Human dignity is being assailed by extremists, fanatics and power grabbers, Jordan's Crown Prince believes.
Prince El Hassan bin Talal prayed at a New Zealand mosque targeted in last week's terror attack as it re-opened to small groups this morning.
Four Jordanians were killed and a number remain in hospital after the attacks on Christchurch's Masjid Al Noor and Linwood Masjid.
"This is a moment of deep anguish for all of us, all of humanity where we stand together proud of our commitment to peace in this beautiful country of New Zealand, which has so much to teach us in terms of the solidarity and the human love and compassion that has been so manifest," he said after prayers at Al Noor, alongside his daughter and grandson.

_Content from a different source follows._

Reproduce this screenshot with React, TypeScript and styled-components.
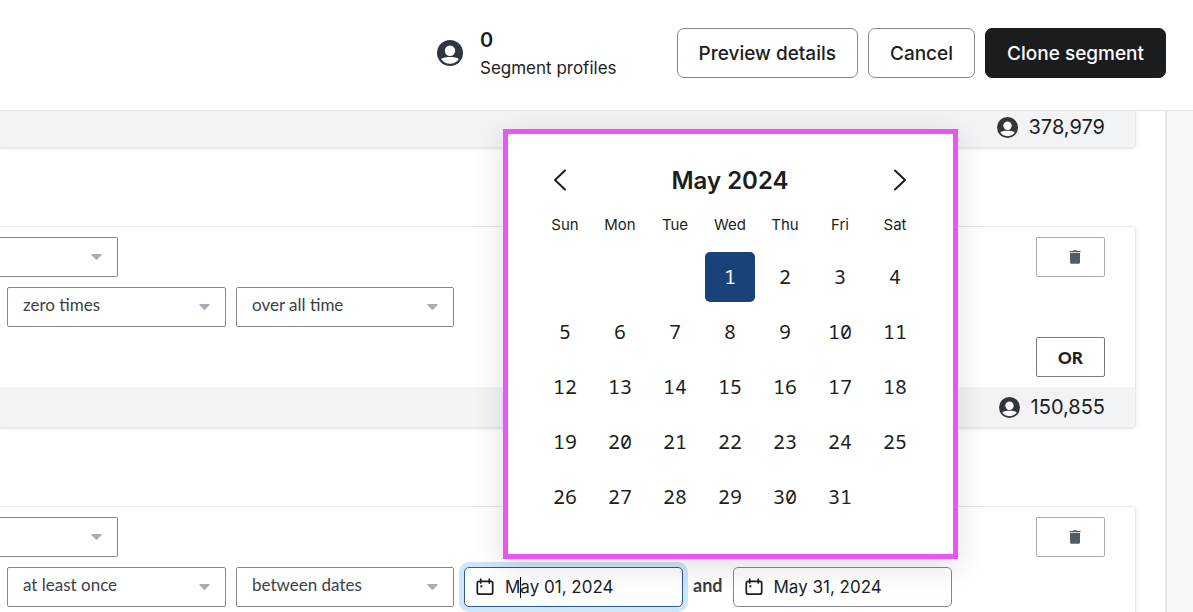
import React from "react";
import styled, { createGlobalStyle, css } from "styled-components";

const ui = `Inter, "Liberation Sans", sans-serif`;
const form = `Lato, "Open Sans", sans-serif`;
const mono = `"Noto Sans Mono", "DejaVu Sans Mono", "Liberation Mono", monospace`;

const GlobalStyle = createGlobalStyle`
  *, *::before, *::after { box-sizing: border-box; }
  body {
    margin: 0;
    background: #f7f8fa;
    color: #1c1e20;
    font-family: ${ui};
  }
  button, input, select { font: inherit; color: inherit; margin: 0; }
`;

const Shell = styled.div`
  display: flex;
  flex-direction: column;
  height: 100vh;
  overflow: hidden;
`;

const Header = styled.header`
  position: relative;
  z-index: 1;
  display: flex;
  flex: none;
  align-items: center;
  justify-content: flex-end;
  gap: 60px;
  padding: 24px 27px 28px 20px;
  background: #fff;
  border-bottom: 1px solid #e3e5e8;
`;

const Stat = styled.div`
  display: flex;
  align-items: center;
  gap: 17px;
`;

const StatText = styled.div`
  padding-top: 2px;
  font-size: 17px;
  line-height: 28px;
`;

const StatValue = styled.div`
  font-size: 20px;
  font-weight: 600;
`;

const Actions = styled.div`
  display: flex;
  align-items: center;
  gap: 10px;
`;

const ActionButton = styled.button<{ $primary?: boolean }>`
  height: 50px;
  padding: 0 21px;
  border: 1px solid ${(p) => (p.$primary ? "#1b1c1e" : "#85878b")};
  border-radius: 7px;
  background: ${(p) => (p.$primary ? "#1b1c1e" : "#fff")};
  color: ${(p) => (p.$primary ? "#fff" : "#1c1e20")};
  font-size: 19px;
  font-weight: 500;
  white-space: nowrap;
`;

const Workspace = styled.main`
  flex: 1;
  min-height: 0;
  margin-right: 26px;
  padding-right: 29px;
  background: #fff;
  border-right: 2px solid #e6e7ea;
`;

const Groups = styled.div`
  display: flex;
  flex-direction: column;
  gap: 78px;
  margin-top: -4px;
`;

const Card = styled.section<{ $continued?: boolean }>`
  border: 1px solid #e6e7ea;
  border-left: 0;
  border-top-width: ${(p) => (p.$continued ? 0 : 1)}px;
  border-radius: 0 5px 5px 0;
  background: #fff;
  box-shadow: 0 1px 3px rgba(30, 34, 44, 0.12);
`;

const CardBody = styled.div`
  display: flex;
  justify-content: space-between;
  padding: 10px 30px 10px 0;
`;

const Rows = styled.div`
  display: flex;
  flex-direction: column;
  gap: 10px;
`;

const Row = styled.div`
  display: flex;
  align-items: center;
  gap: 10px;
  padding-left: 7px;
`;

const CardFooter = styled.footer`
  display: flex;
  align-items: center;
  justify-content: flex-end;
  gap: 11px;
  height: 40px;
  padding-right: 30px;
  border-radius: 0 0 5px 0;
  background: #f2f3f5;
  font-size: 20px;
`;

const SideButtons = styled.div`
  display: flex;
  flex-direction: column;
  gap: 60px;
`;

const SideButton = styled.button<{ $quiet?: boolean }>`
  display: flex;
  align-items: center;
  justify-content: center;
  width: 69px;
  height: 40px;
  padding: 0 0 0 ${(p) => (p.$quiet ? 9 : 0)}px;
  border: 1px solid ${(p) => (p.$quiet ? "#a9acb1" : "#76797f")};
  border-radius: 2px;
  background: #fff;
  font-family: ${form};
  font-size: 17px;
  font-weight: 900;
`;

const SelectBox = styled.div<{ $width: number; $cut?: boolean }>`
  display: grid;
  grid-template-columns: 1fr 26px;
  align-items: center;
  width: ${(p) => p.$width}px;
  height: 40px;
  border: 1px solid #85888e;
  border-radius: 2px;
  ${(p) =>
    p.$cut &&
    css`
      border-left: 0;
      border-radius: 0 2px 2px 0;
    `}

  select {
    grid-area: 1 / 1 / 2 / 3;
    height: 38px;
    padding: 0 26px 5px 15px;
    appearance: none;
    border: 0;
    outline: 0;
    background: transparent;
    color: #3b3f45;
    font-family: ${form};
    font-size: 17px;
  }
  svg {
    grid-area: 1 / 2 / 2 / 3;
    pointer-events: none;
  }
`;

const Joiner = styled.span`
  padding-bottom: 4px;
  color: #3b3f45;
  font-family: ${form};
  font-size: 18px;
  font-weight: 700;
`;

const DateAnchor = styled.div`
  position: relative;
`;

const DateBox = styled.label<{ $active?: boolean }>`
  display: flex;
  align-items: center;
  gap: 11px;
  width: 219px;
  height: 40px;
  padding: 0 11px;
  border: 1px solid ${(p) => (p.$active ? "#2d5c96" : "#85888e")};
  border-radius: 5px;
  background: #fff;
  box-shadow: ${(p) => (p.$active ? "0 0 0 5px #cfe5f8" : "none")};

  svg { flex: none; }
`;

const DateField = styled.span`
  position: relative;
  flex: 1;
  min-width: 0;

  input {
    width: 100%;
    padding: 0;
    border: 0;
    outline: 0;
    background: transparent;
    font-size: 17px;
  }
`;

const TextCaret = styled.span`
  position: absolute;
  top: 0;
  left: 15px;
  width: 1px;
  height: 21px;
  background: #000;
`;

const Popup = styled.div`
  position: absolute;
  left: 39px;
  bottom: calc(100% + 8px);
  padding: 28px 28px 27px 27px;
  border: 5px solid #ea55f5;
  background: #fff;
  box-shadow: 0 8px 28px rgba(30, 34, 60, 0.14);
`;

const MonthBar = styled.div`
  display: flex;
  align-items: center;
  justify-content: space-between;
  height: 36px;
`;

const MonthTitle = styled.h2`
  margin: 0;
  font-size: 24px;
  font-weight: 600;
`;

const NavButton = styled.button`
  display: flex;
  align-items: center;
  justify-content: center;
  width: 50px;
  height: 36px;
  padding: 0 0 1px;
  border: 0;
  background: none;
`;

const MonthTable = styled.table`
  border-collapse: separate;
  border-spacing: 5px;

  th {
    width: 50px;
    height: 44px;
    padding: 0 0 2px;
    font-size: 15px;
    font-weight: 400;
  }
  td { padding: 0; }
`;

const DayButton = styled.button<{ $selected?: boolean }>`
  display: block;
  width: 50px;
  height: 50px;
  padding: 0 0 2px;
  border: 0;
  border-radius: 5px;
  background: ${(p) => (p.$selected ? "#184279" : "none")};
  color: ${(p) => (p.$selected ? "#fff" : "#1c1e20")};
  font-family: ${mono};
  font-size: 20px;
`;

const PersonIcon = ({ size }: { size: number }) => (
  <svg width={size} height={size} viewBox="0 0 26 26" aria-hidden="true">
    <circle cx="13" cy="13" r="13" fill="#30363d" />
    <circle cx="13" cy="10.8" r="5.2" fill="#fff" />
    <path d="M4 18.9C6.4 17.6 9.6 17 13 17s6.600.6 9 1.900C20 22 16.700 23.700 13 23.700S6 22 4 18.900Z" fill="#fff" />
  </svg>
);

const CaretIcon = () => (
  <svg width="11" height="6" viewBox="0 0 11 6" aria-hidden="true">
    <path d="M0.800 0h9.400c.5 0 .7.500.400.900L6.300 5.500a1.100 1.100 0 0 1-1.600 0L.4.900C.1.500.3 0 .8 0Z" fill="#a9adb5" />
  </svg>
);

const TrashIcon = () => (
  <svg width="12" height="14" viewBox="0 0 12 14" aria-hidden="true">
    <path d="M0.500 1H3.600L4.300 0.300H7.700L8.400 1H11.500V2.200H0.500ZM1 3H11V12.300A1.500 1.500 0 0 1 9.500 13.800H2.500A1.500 1.500 0 0 1 1 12.300Z" fill="#535b63" />
  </svg>
);

const CalendarIcon = () => (
  <svg width="18" height="18" viewBox="0 0 18 18" fill="none" stroke="#1c1e20" aria-hidden="true">
    <rect x="1.300" y="3.400" width="15.400" height="12.800" rx="2" strokeWidth="1.700" />
    <path d="M4.700 1.200V5M13.300 1.200V5" strokeWidth="1.700" strokeLinecap="round" />
    <rect x="4.300" y="7.300" width="2" height="2" fill="#1c1e20" stroke="none" />
  </svg>
);

const Chevron = ({ next }: { next?: boolean }) => (
  <svg width="14" height="22" viewBox="0 0 14 22" fill="none" stroke="#1c1e20" strokeWidth="2" strokeLinecap="round" strokeLinejoin="round" aria-hidden="true">
    <path d={next ? "M2 1.500L12 11L2 20.500" : "M12 1.500L2 11L12 20.500"} />
  </svg>
);

const Select = ({ label, value, width, cut }: { label: string; value: string; width: number; cut?: boolean }) => (
  <SelectBox $width={width} $cut={cut}>
    <select aria-label={label} defaultValue={value}>
      <option value={value}>{value}</option>
    </select>
    <CaretIcon />
  </SelectBox>
);

const CountFooter = ({ count }: { count: string }) => (
  <CardFooter>
    <PersonIcon size={21} />
    {count}
  </CardFooter>
);

const weekdays = ["Sun", "Mon", "Tue", "Wed", "Thu", "Fri", "Sat"];
const firstWeekday = 3;
const daysInMonth = 31;
const weeks = Array.from({ length: 5 }, (_, w) =>
  weekdays.map((_, d) => {
    const day = w * 7 + d - firstWeekday + 1;
    return day >= 1 && day <= daysInMonth ? day : null;
  })
);

const DatePicker = () => (
  <Popup role="dialog" aria-label="Choose date">
    <MonthBar>
      <NavButton aria-label="Previous month"><Chevron /></NavButton>
      <MonthTitle>May 2024</MonthTitle>
      <NavButton aria-label="Next month"><Chevron next /></NavButton>
    </MonthBar>
    <MonthTable>
      <thead>
        <tr>{weekdays.map((d) => <th key={d} scope="col">{d}</th>)}</tr>
      </thead>
      <tbody>
        {weeks.map((week, w) => (
          <tr key={w}>
            {week.map((day, d) => (
              <td key={d}>{day && <DayButton $selected={day === 1}>{day}</DayButton>}</td>
            ))}
          </tr>
        ))}
      </tbody>
    </MonthTable>
  </Popup>
);

const DateInput = ({ label, value, active }: { label: string; value: string; active?: boolean }) => (
  <DateBox $active={active}>
    <CalendarIcon />
    <DateField>
      <input type="text" aria-label={label} defaultValue={value} />
      {active && <TextCaret />}
    </DateField>
  </DateBox>
);

export default function App() {
  return (
    <Shell>
      <GlobalStyle />
      <Header>
        <Stat>
          <PersonIcon size={26} />
          <StatText>
            <StatValue>0</StatValue>
            Segment profiles
          </StatText>
        </Stat>
        <Actions>
          <ActionButton>Preview details</ActionButton>
          <ActionButton>Cancel</ActionButton>
          <ActionButton $primary>Clone segment</ActionButton>
        </Actions>
      </Header>
      <Workspace>
        <Groups>
          <Card $continued>
            <CountFooter count="378,979" />
          </Card>
          <Card>
            <CardBody>
              <Rows>
                <Select label="Event" value="" width={118} cut />
                <Row>
                  <Select label="Frequency" value="zero times" width={219} />
                  <Select label="Time range" value="over all time" width={218} />
                </Row>
              </Rows>
              <SideButtons>
                <SideButton $quiet aria-label="Delete condition"><TrashIcon /></SideButton>
                <SideButton>OR</SideButton>
              </SideButtons>
            </CardBody>
            <CountFooter count="150,855" />
          </Card>
          <Card>
            <CardBody>
              <Rows>
                <Select label="Event" value="" width={118} cut />
                <Row>
                  <Select label="Frequency" value="at least once" width={219} />
                  <Select label="Time range" value="between dates" width={218} />
                  <DateAnchor>
                    <DateInput label="Start date" value="May 01, 2024" active />
                    <DatePicker />
                  </DateAnchor>
                  <Joiner>and</Joiner>
                  <DateInput label="End date" value="May 31, 2024" />
                </Row>
              </Rows>
              <SideButtons>
                <SideButton $quiet aria-label="Delete condition"><TrashIcon /></SideButton>
              </SideButtons>
            </CardBody>
          </Card>
        </Groups>
      </Workspace>
    </Shell>
  );
}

"I have lived in a part of the world where every 10 years we have seen a war, every 10 years we have seen refugees, and to feel that this form of violence and cruelty is visited on you living in this idyllic part of the world is deeply moving."
He spoke of his gratitude for the doctors, nurses and emergency staff who helped the victims, including a four-year-old girl who was flown to Auckland's children's hospital after the shooting.
He hugged mourners outside the Al Noor mosque today after visiting four people in hospital this morning.
Two Jordanians shot in the attack were among them, as well as a Syrian boy who had lived in Jordan and a woman who suffered a heart attack the day after her Jordanian husband was killed.
A four-year-old girl remains in Auckland's children's hospital, and he hopes to speak with her family when he travels there next.
A delegation from the United Arab Emirates also visited Masjid al Noor today.
They were among the first allowed to re-enter the mosque after police handed it back to the local Muslim community this morning.
Thirty foreign dignitaries attended prayers and a memorial service opposite the Al Noor mosque on yesterday to mark one week since the tragedy.